The temperature $\theta C$ measured at a distance $x cm$ is given by:

$\theta=16+\frac{450}{x^\frac{3}{2}}$

for distances $x\geq 1$

Find the temeparture gradient (i.e. the rate at which temperature decreases with distance) 10cm from the flame.

my answer was

$t=f(d)=16+450x^{-\frac{3}{2}}$ , where t(emp), d(istance)

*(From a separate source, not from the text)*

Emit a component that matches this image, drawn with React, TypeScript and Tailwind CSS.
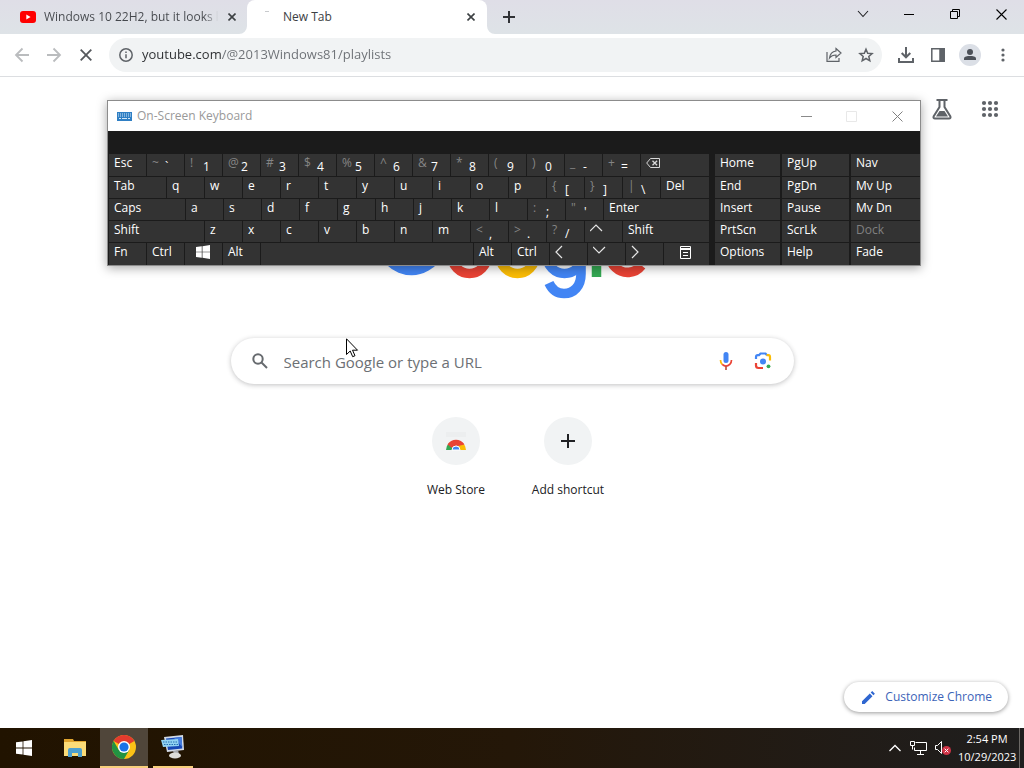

$f'(d)=-675x^{-\frac{5}{2}}$

$f'(10)=-675.\frac{1}{100\sqrt{x}}$

$=-\frac{6.75}{\sqrt{10}} \equiv -0.675\sqrt{10}$

$=-2.13C/cm$ to 3 sf

but the book (Edexcel A level maths} gives the answer as

$=-2.13C/cm^{-1}$

can someone please explain what the reciprocal cm is all about.

thanks.
November 2nd 2009, 01:39 AM
mr fantastic

Quote:

Originally Posted by sammy28

hi all,

im confused with the way an answer is given in reciprocal cm format the questions was:

The temperature $\theta C$ measured at a distance $x cm$ is given by:

$\theta=16+\frac{450}{x^\frac{3}{2}}$

for distances $x\geq 1$

Find the temeparture gradient (i.e. the rate at which temperature decreases with distance) 10cm from the flame.

my answer was

$t=f(d)=16+450x^{-\frac{3}{2}}$ , where t(emp), d(istance)

$f'(d)=-675x^{-\frac{5}{2}}$

$f'(10)=-675.\frac{1}{100\sqrt{x}}$

$=-\frac{6.75}{\sqrt{10}} \equiv -0.675\sqrt{10}$

$=-2.13C/cm$ to 3 sf

but the book (Edexcel A level maths} gives the answer as

$=-2.13C/cm^{-1}$

can someone please explain what the reciprocal cm is all about.

thanks.

Your book has got it wrong. The unit is either $^0 \text{C/cm}$ or $^0 \text{C cm}^{-1}$ but not a mixture of both.
November 2nd 2009, 01:54 AM
sammy28

thanks for yor answer MF. it was me who got it wrong sorry. the book does say $^0\text{C cm}^{-1}$ now it makes sense. what an idiot!